The son of Dawoud Shehab, spokesman of Hamas-ally Islamic Jihad, was among the dead, an official from the group told Reuters.
A medic said dozens people had been killed or wounded in the Shebab family home and others nearby that were also hit.
"We believe the number of dead people under the rubble is huge but there is no way to remove the rubble and recover them because of the intensity of Israeli fire," he said by telephone, using an e-sim that can connect to outside networks and declining to give a name fearing Israeli reprisal.
In Deir al-Balah, central Gaza, medics said 12 Palestinians had been killed and dozens were wounded, while in Rafah in the south, they said an Israeli air strike left at least four people dead.
Israel said it had operated against "terrorist" targets.
Around 19,000 Palestinians have been killed, according to Gaza health officials, and thousands buried in the rubble of Israeli air strikes since Oct. 7, when Hamas militants killed 1,200 people, according to Israeli authorities, and captured 240 hostages in their surprise raid.
ISRAELI LOSSES
Israel's military said on Sunday that 121 soldiers had been killed since the ground campaign began on Oct. 27, when tanks and infantry began to push into Gaza's cities and refugee camps.
Netanyahu read out a letter at his weekly cabinet meeting which he said was written by relatives of dead soldiers.
"You have a mandate to fight. You do not have a mandate to stop in the middle," he quoted them as saying, responding: "We will fight to the end."
The toll is already almost twice as high as during a ground offensive in 2014, a reflection of how far it has pushed into the enclave and of Hamas' effective use of guerrilla tactics and an expanded arsenal.
The Israeli military said its troops had found weapons and a tunnel used by militants to attack troops in Shejaia, a suburb east of Gaza City in the north, and destroyed a weapons storage facility in the home of a Hamas operative.
The armed wing of Hamas ally Islamic Jihad said its fighters targeted Israeli forces in northern Gaza City with mortar bombs, while residents said Israeli tanks shelled eastern villages in central Gaza, where fighting has intensified in recent days.
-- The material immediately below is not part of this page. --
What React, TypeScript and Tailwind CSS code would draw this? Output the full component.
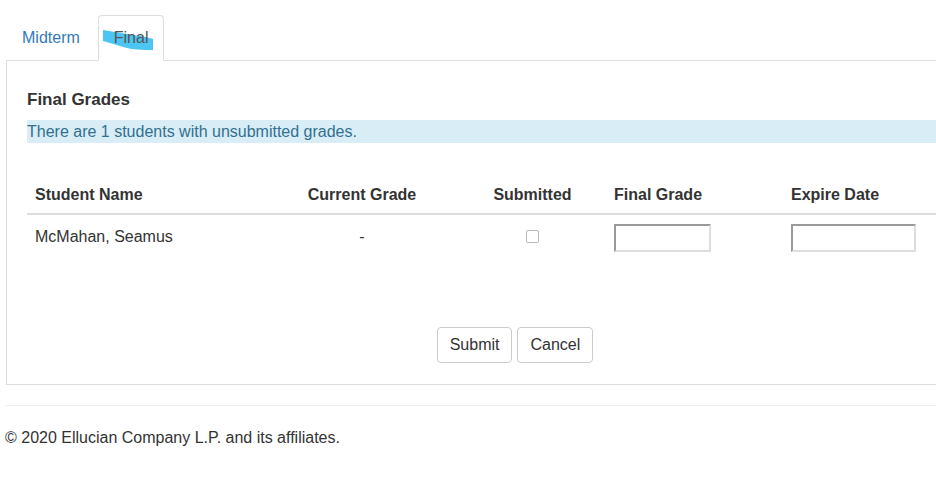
import React from 'react';

const font = "font-['Liberation_Sans',Arial,sans-serif]";

function Tabs() {
  return (
    <ul className="flex border-b border-[#ddd]">
      <li className="mr-[2px] border border-transparent px-[15px] py-[10px] leading-[23px] text-[#337ab7]">
        Midterm
      </li>
      <li className="relative mb-[-1px] rounded-t-[4px] border border-[#ddd] border-b-white bg-white px-[15px] py-[10px] leading-[23px] text-[#555]">
        {/* highlighter scribble over the active tab */}
        <svg className="absolute left-0 top-0" width="66" height="44" viewBox="0 0 66 44">
          <path d="M4 14 L47 21 L54 23 L54 34 Q36 34 28 32 L4 25 Z" fill="#4cc5f2" />
        </svg>
        <span className="relative">Final</span>
      </li>
    </ul>
  );
}

function GradeInput({ width }: { width: string }) {
  return (
    <input
      type="text"
      className={`${width} h-[28px] border-2 border-t-[#999] border-l-[#999] border-b-[#ddd] border-r-[#ddd] bg-white outline-none`}
    />
  );
}

function GradesTable() {
  return (
    <div className="mt-[34px]">
      <div className="grid grid-cols-[274px_122px_183px_177px_1fr] whitespace-nowrap border-b-2 border-[#ddd] font-bold leading-[20px]">
        <div className="px-[8px] py-[8px]">Student Name</div>
        <div className="flex justify-center py-[8px]">Current Grade</div>
        <div className="py-[8px] pl-[44px] pr-[8px] text-center">Submitted</div>
        <div className="px-[8px] py-[8px]">Final Grade</div>
        <div className="px-[8px] py-[8px]">Expire Date</div>
      </div>
      <div className="grid grid-cols-[274px_122px_183px_177px_1fr] items-start py-[9px] leading-[23px]">
        <div className="px-[8px] pt-[1px]">McMahan, Seamus</div>
        <div className="px-[8px] pt-[1px] text-center">-</div>
        <div className="flex justify-center pl-[44px] pr-[8px] pt-[6px]">
          <span className="block h-[13px] w-[13px] rounded-[2px] border border-[#bbb] bg-white" />
        </div>
        <div className="px-[8px]">
          <GradeInput width="w-[97px]" />
        </div>
        <div className="px-[8px]">
          <GradeInput width="w-[125px]" />
        </div>
      </div>
    </div>
  );
}

export default function App() {
  return (
    <div className="h-[478px] w-[936px] overflow-hidden bg-white">
      <div className={`${font} w-[1030px] pt-[15px] text-[16px] text-[#333]`}>
        <div className="mx-[6px]">
          <Tabs />
          <div className="border border-t-0 border-[#ddd] px-[20px] pb-[21px] pt-[27px]">
            <h2 className="text-[17px] font-bold leading-[24px]">Final Grades</h2>
            <div className="mt-[8px] bg-[#d9edf7] leading-[23px] text-[#31708f]">
              There are 1 students with unsubmitted grades.
            </div>
            <GradesTable />
            <div className="mt-[66px] flex justify-center gap-[5px]">
              <button className="h-[36px] rounded-[4px] border border-[#ccc] bg-white px-[12px] text-[#333]">
                Submit
              </button>
              <button className="h-[36px] rounded-[4px] border border-[#ccc] bg-white px-[12px] text-[#333]">
                Cancel
              </button>
            </div>
          </div>
        </div>
        <div className="mx-[5px] mt-[20px] border-t border-[#eee]" />
        <p className="mt-[20px] px-[5px] leading-[23px]">© 2020 Ellucian Company L.P. and its affiliates.</p>
      </div>
    </div>
  );
}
In Khan Younis in southern Gaza, residents reported hearing Israeli planes and tanks bombing and shelling and the sound of rocket-propelled grenades, apparently fired by Hamas fighters.
Medics said Israeli forces had shelled the courtyard of the city's Nasser hospital and surrounding areas, with a new air strike on a school there on Sunday morning.
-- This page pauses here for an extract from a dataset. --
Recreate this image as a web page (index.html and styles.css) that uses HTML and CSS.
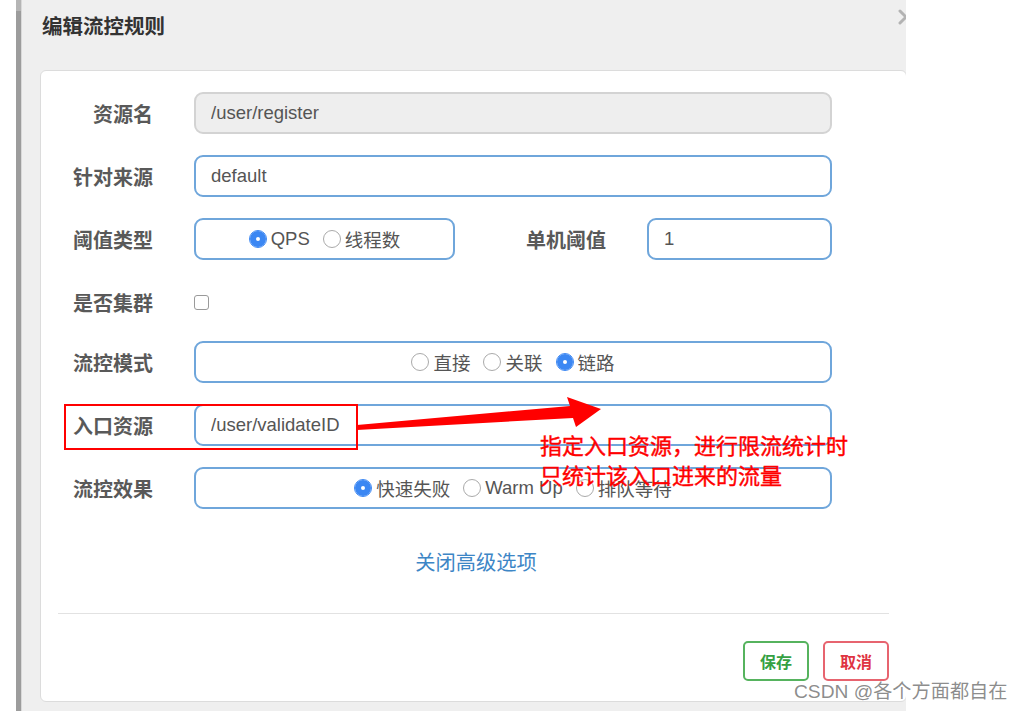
FILE: index.html
```html
<!DOCTYPE html>
<html lang="zh-CN">
<head>
    <meta charset="UTF-8">
    <meta name="viewport" content="width=device-width, initial-scale=1.0">
    <title>编辑流控规则</title>
    <link rel="stylesheet" href="styles.css">
</head>
<body>
<div class="page">
    <div class="shot">
        <div class="gutter"></div>
        <div class="side-bar"></div>
        <div class="modal">
            <div class="modal-header">
                <h4 class="modal-title">编辑流控规则</h4>
                <svg class="close" viewBox="0 0 16 16" width="16" height="16">
                    <path d="M2 2 L14 14 M14 2 L2 14" stroke="#b3b3b3" stroke-width="3" stroke-linecap="round"/>
                </svg>
            </div>
            <div class="card">
                <form class="rule-form">
                    <div class="form-row">
                        <label class="row-label">资源名</label>
                        <input class="field disabled" type="text" value="/user/register" disabled>
                    </div>
                    <div class="form-row">
                        <label class="row-label">针对来源</label>
                        <input class="field" type="text" value="default">
                    </div>
                    <div class="form-row">
                        <label class="row-label">阈值类型</label>
                        <div class="field radio-box short">
                            <label class="radio"><input type="radio" name="grade" checked>QPS</label>
                            <label class="radio"><input type="radio" name="grade">线程数</label>
                        </div>
                        <label class="row-label inline">单机阈值</label>
                        <input class="field count" type="text" value="1">
                    </div>
                    <div class="form-row check-row">
                        <label class="row-label">是否集群</label>
                        <input class="check" type="checkbox">
                    </div>
                    <div class="form-row">
                        <label class="row-label">流控模式</label>
                        <div class="field radio-box">
                            <label class="radio"><input type="radio" name="strategy">直接</label>
                            <label class="radio"><input type="radio" name="strategy">关联</label>
                            <label class="radio"><input type="radio" name="strategy" checked>链路</label>
                        </div>
                    </div>
                    <div class="form-row">
                        <label class="row-label">入口资源</label>
                        <input class="field" type="text" value="/user/validateID">
                    </div>
                    <div class="form-row">
                        <label class="row-label">流控效果</label>
                        <div class="field radio-box">
                            <label class="radio"><input type="radio" name="behavior" checked>快速失败</label>
                            <label class="radio"><input type="radio" name="behavior">Warm Up</label>
                            <label class="radio"><input type="radio" name="behavior">排队等待</label>
                        </div>
                    </div>
                </form>
                <div class="toggle"><a href="#">关闭高级选项</a></div>
                <hr class="divider">
                <div class="footer">
                    <button class="btn btn-save" type="button">保存</button>
                    <button class="btn btn-cancel" type="button">取消</button>
                </div>
            </div>
        </div>
    </div>

    <!-- red markup drawn over the screenshot -->
    <div class="mark-box"></div>
    <svg class="mark-arrow" width="260" height="40" viewBox="350 394 260 40">
        <polygon fill="#f00" points="357,425 570,406 567,397 601,409 576,427 573,418 357,430"/>
    </svg>
    <div class="mark-note">指定入口资源，进行限流统计时<br>只统计该入口进来的流量</div>

    <div class="watermark">CSDN @各个方面都自在</div>
</div>
</body>
</html>
```

FILE: styles.css
```css
body {
    margin: 0;
    background: #fff;
    font-family: "Liberation Sans", "Noto Sans CJK SC", sans-serif;
}
.page {
    position: relative;
    width: 1021px;
    height: 711px;
    overflow: hidden;
}
.shot {
    display: flex;
    width: 906px;
    height: 711px;
    overflow: hidden;
}
.gutter {
    flex: none;
    width: 16px;
}
.side-bar {
    flex: none;
    width: 5px;
    background: linear-gradient(#b5b5b5 0 11px, #9c9c9c 11px);
}
.modal {
    flex: none;
    width: 885px;
    box-sizing: border-box;
    padding-left: 18px;
    background: #efefef;
    border-left: 1px solid #d9d9d9;
}
.modal-header {
    position: relative;
    height: 70px;
}
.modal-title {
    margin: 0;
    padding: 13px 0 0 2px;
    font-size: 20.5px;
    line-height: 28px;
    font-weight: bold;
    color: #333;
}
.close {
    position: absolute;
    top: 9px;
    right: -8px;
}

/* form card */
.card {
    width: 867px;
    box-sizing: border-box;
    padding: 21px 17px 20px;
    background: #fff;
    border: 1px solid #dcdcdc;
    border-radius: 6px;
}
.rule-form {
    display: flex;
    flex-direction: column;
    gap: 21px;
}
.form-row {
    display: flex;
    align-items: center;
    height: 42px;
}
.check-row {
    height: 39px;
    padding-top: 4px;
    box-sizing: border-box;
}
.row-label {
    flex: none;
    width: 95px;
    margin-right: 41px;
    text-align: right;
    font-size: 20px;
    font-weight: bold;
    color: #595959;
}
.row-label.inline {
    width: 151px;
}
.field {
    flex: none;
    width: 638px;
    height: 42px;
    box-sizing: border-box;
    padding: 0 15px;
    border: 2px solid #6fa6db;
    border-radius: 9px;
    background: #fff;
    font-family: inherit;
    font-size: 18.5px;
    color: #555;
    outline: none;
}
.field.disabled {
    background: #eee;
    border-color: #d3d3d3;
}
.field.short {
    width: 261px;
}
.field.count {
    width: 185px;
}
.radio-box {
    display: flex;
    align-items: center;
    justify-content: center;
    gap: 13px;
}
.radio {
    display: flex;
    align-items: center;
    font-size: 18.5px;
    color: #555;
}
.radio input {
    appearance: none;
    flex: none;
    width: 18px;
    height: 18px;
    box-sizing: border-box;
    margin: 0 4px 0 0;
    border: 1px solid #aaa;
    border-radius: 50%;
    background: #fff;
}
.radio input:checked {
    border-color: #3b87f3;
    box-shadow: inset 0 0 0 6px #3b87f3;
}
.check {
    appearance: none;
    width: 15px;
    height: 15px;
    margin: 0;
    border: 1px solid #9a9a9a;
    border-radius: 3px;
}
.toggle {
    margin-top: 40px;
    padding-left: 5px;
    text-align: center;
}
.toggle a {
    font-size: 20.3px;
    line-height: 28px;
    color: #3d86c6;
    text-decoration: none;
}
.divider {
    margin: 36px 0 0;
    border: 0;
    border-top: 1px solid #e2e2e2;
}
.footer {
    display: flex;
    justify-content: flex-end;
    gap: 14px;
    padding-top: 27px;
}
.btn {
    width: 66px;
    height: 40px;
    padding: 0;
    border-radius: 5px;
    background: #fff;
    font-family: inherit;
    font-size: 16px;
    font-weight: bold;
}
.btn-save {
    border: 2px solid #56b35e;
    color: #35a143;
}
.btn-cancel {
    border: 2px solid #e7646f;
    color: #df3442;
}

/* annotation */
.mark-box {
    position: absolute;
    left: 64px;
    top: 404px;
    width: 294px;
    height: 46px;
    box-sizing: border-box;
    border: 2px solid #f00;
}
.mark-arrow {
    position: absolute;
    left: 350px;
    top: 394px;
}
.mark-note {
    position: absolute;
    left: 540px;
    top: 429px;
    font-family: "Noto Sans CJK SC", sans-serif;
    font-size: 22px;
    line-height: 30px;
    color: #f00;
    -webkit-text-stroke: 0.4px #f00;
    white-space: nowrap;
}
.watermark {
    position: absolute;
    left: 794px;
    top: 680px;
    font-size: 19.2px;
    line-height: 24px;
    color: rgba(120, 120, 120, 0.85);
    white-space: nowrap;
}
```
The Israeli military said it had killed seven "terrorists" in an air strike on Khan Younis and found rocket manufacturing parts and three tunnel shafts near a school used as a shelter. It also said it had struck the local Hamas commander's office and gained control over the central Bani Suheila Square.
Israel says it goes to great lengths to avoid hitting civilians as it seeks to eliminate Hamas, which has run Gaza since 2006 and is sworn to Israel's destruction.
NETANYAHU VOWS TO FIGHT UNTIL VICTORY
Netanyahu said on Saturday the war in Gaza was existential and must be fought until victory, with the enclave demilitarised and under Israeli security control.
He sidestepped a question on the reported meeting in Europe between his spy chief David Barnea and Sheikh Mohammed bin Abdulrahman Al Thani.
The accidental killing of three hostages by Israeli forces has increased pressure on Netanyahu to secure the release of the others, but Hamas said it would not negotiate any exchange "unless the aggression against our people stops once and for all".
In the southern town of Rafah, people rushed to rescue families trapped under the rubble of a building that housed dozens of people, including some from the north who had followed Israeli army warnings to head south to avoid ground operations.
Mahmoud Jarbou', who lives nearby, said the sound of the explosion was "as powerful as an earthquake".
"We were sitting in the house when suddenly shrapnel fell on us and people were screaming and streaming out into the street."